The Court of Appeal has taken the highly unusual step of reopening its decision in the case it used to announce the 10% increase in general damages from next April, it has emerged.
It follows an application to intervene in Simmons v Castle by the Association of British Insurers (ABI), which has been critical of the ruling.
It was approved by Lord Neuberger, who is still Master of the Rolls ahead of being sworn in as president of the Supreme Court and who sat in Simmons, alongside the Lord Chief Justice, Lord Judge, and Lord Justice Maurice Kay, who is vice-president of the Court of Appeal.
The Simmons decision  sought to implement the increase recommended by Lord Justice Jackson and which the government repeatedly said during passage of the Legal Aid, Sentencing and Punishment of Offenders Act 2012 was a matter for the courts to deal with, rather than to implement it through legislation.
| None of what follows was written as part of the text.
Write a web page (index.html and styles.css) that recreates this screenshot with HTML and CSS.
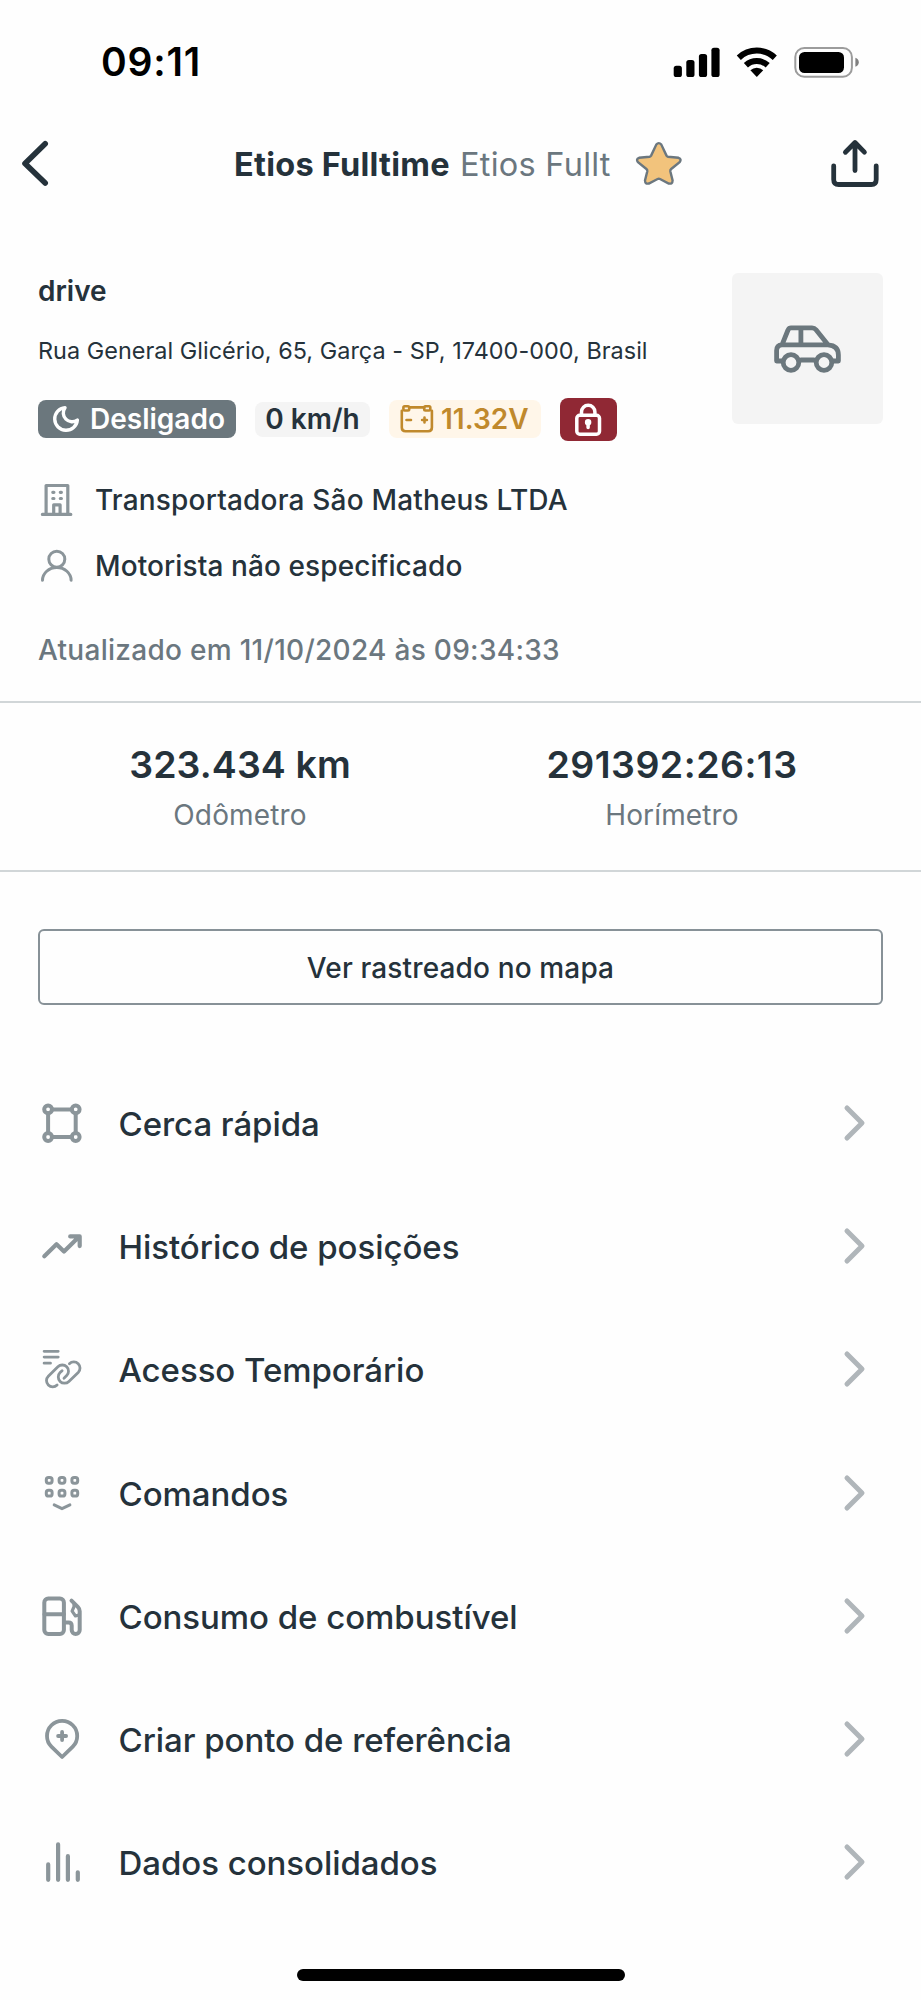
FILE: index.html
```html
<!DOCTYPE html>
<html lang="pt-BR">
<head>
<meta charset="utf-8">
<title>Etios Fulltime</title>
<link rel="stylesheet" href="styles.css">
</head>
<body>
<div class="screen">
  <div class="status">
    <span class="clock">09:11</span>
    <svg width="192" height="36" viewBox="670 43 192 36">
      <rect x="673.7" y="64.8" width="8.2" height="11.2" rx="2.6"/>
      <rect x="686.3" y="59" width="8.2" height="17" rx="2.6"/>
      <rect x="698.9" y="53" width="8.2" height="23" rx="2.6"/>
      <rect x="711.4" y="46.7" width="8.2" height="29.3" rx="2.6"/>
      <path d="M738.8 56.7A26.4 26.4 0 0 1 774.8 56.7M745.9 64.3A16 16 0 0 1 767.7 64.3" fill="none" stroke="#000" stroke-width="6"/>
      <path d="M756.8 76L750.4 69.2A9.3 9.3 0 0 1 763.2 69.2Z"/>
      <rect x="795.3" y="47" width="56.6" height="28.8" rx="9" fill="none" stroke="#9c9c9c" stroke-width="2"/>
      <rect x="799" y="51" width="45" height="21" rx="5.5"/>
      <path d="M855.4 56.8Q858.8 58.2 858.8 61.3T855.4 65.8Z" fill="#808080"/>
    </svg>
  </div>

  <header class="header">
    <svg class="line back" width="34" height="50" viewBox="18 139 34 50"><path d="M45.2 143.8L25 163.5L45.2 183"/></svg>
    <h1 class="title">Etios Fulltime</h1>
    <span class="subtitle">Etios Fullt</span>
    <svg class="star" width="50" height="48" viewBox="634 140 50 48"><path d="M656.3 144.6Q658.8 141.6 661.3 144.6L666.5 155.6Q667 156.5 668 156.7L678.5 157.8Q682 159 679.6 162.2L671.2 169Q670.1 170 670.3 171.2L672.6 180.5Q672.5 184.4 668.7 183.5L660 179Q658.8 178.4 657.6 179L648.9 183.5Q645.1 184.4 645 180.5L647.3 171.2Q647.5 170 646.4 169L638 162.2Q635.6 159 639.1 157.8L649.6 156.7Q650.6 156.5 651.1 155.6Z"/></svg>
    <svg class="line share" width="54" height="54" viewBox="828 136.5 54 54"><path d="M833.7 165.3V179Q833.7 184 838.7 184H871.3Q876.2 184 876.2 179V165.3M855 170V142.5M845.4 151.7L855 142L864.4 151.7"/></svg>
  </header>

  <section class="summary">
    <div class="info">
      <strong class="name">drive</strong>
      <p class="address">Rua General Glicério, 65, Garça - SP, 17400-000, Brasil</p>
      <div class="badges">
        <span class="badge off">
          <svg class="line" width="30" height="30" viewBox="51 405 30 30" stroke-width="2.7"><path transform="translate(50.9 404.9) scale(1.26)" d="M21 12.79A9 9 0 1 1 11.21 3 7 7 0 0 0 21 12.79z"/></svg>
          <span>Desligado</span>
        </span>
        <span class="badge speed">0 km/h</span>
        <span class="badge volt">
          <svg class="line" width="38" height="30" viewBox="398.5 405 38 30" stroke-width="2.6"><path d="M409.8 408.4H424.8M402.3 411.8V428.6Q402.3 432.3 406 432.3H428.7Q432.4 432.3 432.4 428.6V411.8M407 421H411.5M422.6 421H427.4M425 418.6V423.4"/><rect x="403.9" y="407.3" width="5.8" height="4.2" rx="1.2"/><rect x="424.7" y="407.3" width="6.1" height="4.2" rx="1.2"/></svg>
          <span>11.32V</span>
        </span>
        <span class="badge lock">
          <svg class="line" width="32" height="38" viewBox="572 401 32 38" stroke-width="3.5"><rect x="576.8" y="415.3" width="22.7" height="18.9" rx="3"/><path d="M581.5 415V412A6.7 6.7 0 0 1 594.9 412V415M588.1 421.5V427.6"/><circle cx="588.1" cy="422.3" r="1.5"/></svg>
        </span>
      </div>
    </div>
    <div class="thumb">
      <svg class="line" width="71" height="51" viewBox="772 323 71 51" stroke-width="4.8"><path d="M781 361H776.6V350.5Q776.6 345 782 344.8L788 330Q789 327.9 791 327.9H812Q814.5 327.9 816 329.7L828 344.8Q838.4 345.5 838.4 355V361H834M783 344.8H829M800.9 328V344M801 360H814"/><circle cx="791" cy="362.5" r="7.8"/><circle cx="824" cy="362.5" r="7.8"/></svg>
    </div>
  </section>

  <section class="details">
    <div class="detail">
      <svg class="line" width="36" height="36" viewBox="39 482 36 36" stroke-width="3.2"><path d="M42.4 514.4H70.8M46.1 514V485.5H67.8V514M53.7 514V504.8H60.1V514M52.8 492.3H53.9M60.3 492.3H61.4M52.8 498.5H53.9M60.3 498.5H61.4"/></svg>
      <span>Transportadora São Matheus LTDA</span>
    </div>
    <div class="detail">
      <svg class="line" width="36" height="36" viewBox="39 547.7 36 36" stroke-width="3"><circle cx="56.8" cy="558.9" r="8"/><path d="M42.5 580A14.3 12.8 0 0 1 71.1 580"/></svg>
      <span class="driver">Motorista não especificado</span>
    </div>
    <p class="updated">Atualizado em 11/10/2024 às 09:34:33</p>
  </section>

  <section class="stats">
    <div class="stat"><strong>323.434 km</strong><span>Odômetro</span></div>
    <div class="stat"><strong class="hours">291392:26:13</strong><span>Horímetro</span></div>
  </section>

  <button class="map-button">Ver rastreado no mapa</button>

  <nav class="menu">
    <a class="row">
      <svg class="line" width="46" height="46" viewBox="38.5 1100 46 46" stroke-width="4"><path d="M51.4 1109.4H71.4M51.4 1137H71.4M47.6 1113.2V1133.2M75.2 1113.2V1133.2"/><circle cx="47.6" cy="1109.3" r="3.9"/><circle cx="75.2" cy="1109.3" r="3.9"/><circle cx="47.6" cy="1137" r="3.9"/><circle cx="75.2" cy="1137" r="3.9"/></svg>
      <span>Cerca rápida</span>
      <svg class="line chevron" width="26" height="40" viewBox="842 1103 26 40"><path d="M847 1108L862 1123L847 1138"/></svg>
    </a>
    <a class="row">
      <svg class="line" width="46" height="46" viewBox="38.5 1223.2 46 46" stroke-width="4.2"><path d="M43.8 1256.4L56 1244.4L63.5 1251.8L78.5 1237M69.7 1236.6H79.2V1246.3"/></svg>
      <span>Histórico de posições</span>
      <svg class="line chevron" width="26" height="40" viewBox="842 1103 26 40"><path d="M847 1108L862 1123L847 1138"/></svg>
    </a>
    <a class="row">
      <svg class="line" width="46" height="46" viewBox="38.5 1346.4 46 46" stroke-width="2.8"><path d="M43.6 1351.7H57.7M43.6 1357.5H57.7M43.6 1363.6H50M56.6 1385.4A6.2 6.2 0 0 1 47.8 1376.6L57.4 1367.2A6.2 6.2 0 0 1 66.2 1376L63.5 1378.6M68.9 1364.1A6.2 6.2 0 0 1 77.7 1372.9L68.4 1381.8A6.2 6.2 0 0 1 59.6 1373L61.6 1371.1"/></svg>
      <span>Acesso Temporário</span>
      <svg class="line chevron" width="26" height="40" viewBox="842 1103 26 40"><path d="M847 1108L862 1123L847 1138"/></svg>
    </a>
    <a class="row">
      <svg class="line" width="46" height="46" viewBox="38.5 1469.6 46 46" stroke-width="3"><g><rect x="45.8" y="1477.1" width="5.8" height="5.8" rx="2.2"/><rect x="58.6" y="1477.1" width="5.8" height="5.8" rx="2.2"/><rect x="71.4" y="1477.1" width="5.8" height="5.8" rx="2.2"/><rect x="45.8" y="1489.9" width="5.8" height="5.8" rx="2.2"/><rect x="58.6" y="1489.9" width="5.8" height="5.8" rx="2.2"/><rect x="71.4" y="1489.9" width="5.8" height="5.8" rx="2.2"/></g><path d="M53.7 1504.5L61.5 1508.3L69.4 1504.5"/></svg>
      <span>Comandos</span>
      <svg class="line chevron" width="26" height="40" viewBox="842 1103 26 40"><path d="M847 1108L862 1123L847 1138"/></svg>
    </a>
    <a class="row">
      <svg class="line" width="46" height="46" viewBox="38.5 1592.8 46 46" stroke-width="4"><rect x="43.8" y="1598.2" width="19.6" height="35.6" rx="4"/><path d="M44 1614H63.4M63.6 1622.2H68Q71.2 1622.2 71.2 1625.4V1629.8A4 4 0 0 0 79.2 1629.8V1611Q79.2 1608.7 77.5 1607L71 1600.4"/><path stroke-width="3.2" d="M73.5 1603.8V1606.5L71.6 1611L75 1615.8L79 1614.6"/></svg>
      <span>Consumo de combustível</span>
      <svg class="line chevron" width="26" height="40" viewBox="842 1103 26 40"><path d="M847 1108L862 1123L847 1138"/></svg>
    </a>
    <a class="row">
      <svg class="line" width="46" height="46" viewBox="38.5 1716 46 46" stroke-width="3.8"><path d="M61.6 1757L50.9 1746.6A15.1 15.1 0 1 1 72.3 1746.6ZM57.6 1736H65.6M61.6 1732V1740"/></svg>
      <span>Criar ponto de referência</span>
      <svg class="line chevron" width="26" height="40" viewBox="842 1103 26 40"><path d="M847 1108L862 1123L847 1138"/></svg>
    </a>
    <a class="row">
      <svg class="line" width="46" height="46" viewBox="38.5 1839.2 46 46" stroke-width="4.2"><path d="M47.7 1864.6V1880M57.6 1844.6V1880M67.4 1856.4V1880M77.3 1872.5V1880"/></svg>
      <span>Dados consolidados</span>
      <svg class="line chevron" width="26" height="40" viewBox="842 1103 26 40"><path d="M847 1108L862 1123L847 1138"/></svg>
    </a>
  </nav>
  <div class="home"></div>
</div>
</body>
</html>
```
FILE: styles.css
```css
* { box-sizing: border-box; margin: 0; }
body { background: #fefefe; font-family: Inter, "Liberation Sans", sans-serif; color: #25323b; }
svg { display: block; flex: none; }
.line { fill: none; stroke: currentColor; stroke-linecap: round; stroke-linejoin: round; }
.screen { width: 921px; height: 2000px; display: flex; flex-direction: column; overflow: hidden; white-space: nowrap; }

.status { height: 124px; padding: 0 59px 0 101px; display: flex; justify-content: space-between; align-items: center; color: #000; }
.clock { font-size: 39px; font-weight: 600; letter-spacing: 0.8px; padding-bottom: 2px; }

.header { height: 80px; padding: 0 39px 0 18px; display: flex; align-items: center; }
.back { stroke-width: 5.6; }
.share { stroke-width: 4.8; margin-left: auto; }
.title { margin-left: 182px; font-size: 32.5px; font-weight: 700; width: 226px; letter-spacing: 0.25px; }
.subtitle { font-size: 32.5px; color: #6b777f; width: 174px; letter-spacing: 0.25px; }
.star { fill: #f2c37c; stroke: #6b777f; stroke-width: 2.4; }

.summary { height: 253px; padding: 69px 38px 0; display: flex; justify-content: space-between; align-items: flex-start; }
.info { display: flex; flex-direction: column; align-items: flex-start; }
.name { font-size: 28px; font-weight: 600; line-height: 34px; padding-top: 1px; }
.address { font-size: 23.4px; line-height: 30px; margin-top: 28px; letter-spacing: 0.04px; }
.badges { display: flex; align-items: center; margin-top: 32px; height: 43px; font-size: 28px; font-weight: 600; }
.badge { display: flex; align-items: center; height: 38px; margin-bottom: 1px; border-radius: 8px; }
.off { width: 198px; padding-left: 13px; gap: 9px; background: #6b777d; color: #fff; }
.speed { width: 115px; height: 35px; margin-left: 19px; justify-content: center; background: #f4f4f4; }
.volt { width: 152px; margin-left: 19px; padding-left: 9px; gap: 5px; background: #fff6e9; color: #c0892c; }
.lock { width: 57px; height: 43px; margin: 0 0 0 18.5px; justify-content: center; background: #902834; color: #fff; }
.thumb { width: 151px; height: 151px; border-radius: 6px; background: #f4f4f4; color: #6b777d; display: flex; align-items: center; justify-content: center; }

.details { height: 246px; padding: 25px 38px 0; border-bottom: 2px solid #d1d6d8; font-size: 28px; font-weight: 500; }
.detail { display: flex; align-items: center; gap: 20px; height: 36px; margin-bottom: 29.7px; padding-left: 1px; letter-spacing: 0.18px; }
.detail svg { color: #8b959a; }
.driver { letter-spacing: 0.1px; }
.updated { padding-top: 20px; line-height: 34px; margin-top: 0.6px; color: #6b777f; letter-spacing: 0.29px; }

.stats { height: 169px; padding: 40px 24px 0 25px; display: grid; grid-template-columns: 430px 434px; border-bottom: 2px solid #d1d6d8; }
.stat { display: flex; flex-direction: column; align-items: center; }
.stat strong { font-size: 37.5px; font-weight: 600; line-height: 44px; letter-spacing: 0.1px; }
.stat .hours { letter-spacing: 0.47px; }
.stat span { font-size: 28px; line-height: 34px; margin-top: 11px; color: #6b777f; letter-spacing: 0.15px; }

.map-button { margin: 57px 38px 0; padding: 2px 0 0; height: 76px; border: 2px solid #879197; border-radius: 6px; background: transparent; color: inherit; font: 500 28px Inter, "Liberation Sans", sans-serif; letter-spacing: 0.14px; }

.menu { margin-top: 56.4px; }
.row { height: 123.2px; padding: 0 53px 0 38.5px; display: flex; align-items: center; }
.row > svg { color: #8b959a; }
.row > span { padding-top: 2px; margin-left: 34px; font-size: 33px; font-weight: 500; letter-spacing: -0.05px; }
.row > .chevron { margin-left: auto; color: #b0b6ba; stroke-width: 5; }

.home { width: 328px; height: 12px; margin: 45px auto 0; border-radius: 6px; background: #000; flex: none; }
```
Nonetheless the decision came out of the blue in late July after the court hijacked a straightforward application to approve a settlement of an appeal in a personal injury (PI) action to make its pronouncement. There was no argument on the issue before the court.
The ABI’s primary concern is that conditional fee agreement cases which are begun before 1 April 2013 but conclude after that date will benefit from both the 10% uplift and the continued recoverability of any success fee and after-the-event insurance premium. Other issues, such as whether the uplift should apply to non-PI damages, are also likely to be addressed.
James Dalton, the ABI’s head of motor and liability insurance, said: “The 10% increase in general damages was always anticipated and it formed part of a carefully balanced package of measures introduced by the Legal Aid, Sentencing and Punishment of Offenders Act. The effect of the Simmons decision is to give the 10% increase a retrospective effect.
“This represents a significant departure from government policy and, left unchallenged, is likely to lead to increases in car insurance premiums and employers’ liability premiums. The insurance industry is determined to reduce unnecessary costs and to resist this decision, which is why we are pleased that the court has agreed with the ABI’s submission to re-open the case.”
Andrew Parker, head of strategic litigation at DAC Beachcroft and one of Lord Justice Jackson’s assessors, is acting for the ABI.
The Court of Appeal ordered the ABI to notify both the Association of Personal Injury Lawyers (APIL) and Personal Injuries Bar Association (PIBA) about its application, and they have been given until 11 September to make submissions to the court. There will be a pre-trial hearing on 25 September.
An APIL spokeswoman said it was still considering the invitation, while Andrew Ritchie QC of 9 Gough Square, vice-chairman of PIBA, said the matter would be discussed at an upcoming executive committee meeting of the association.
Mr Ritchie said the court was right to reopen the case: “With any wide-ranging decision that has enormous financial implications, the Court of Appeal should listen to the interested parties.”
Well-known litigator David Greene, senior partner of London firm Edwin Coe, told Litigation Futures that it seemed the Court of Appeal had seen some sense in the ABI’s argument. Had the court given some warning and allowed submissions in the first place, it could have avoided this situation, he suggested: “It says something about the benefits of our adversarial system.”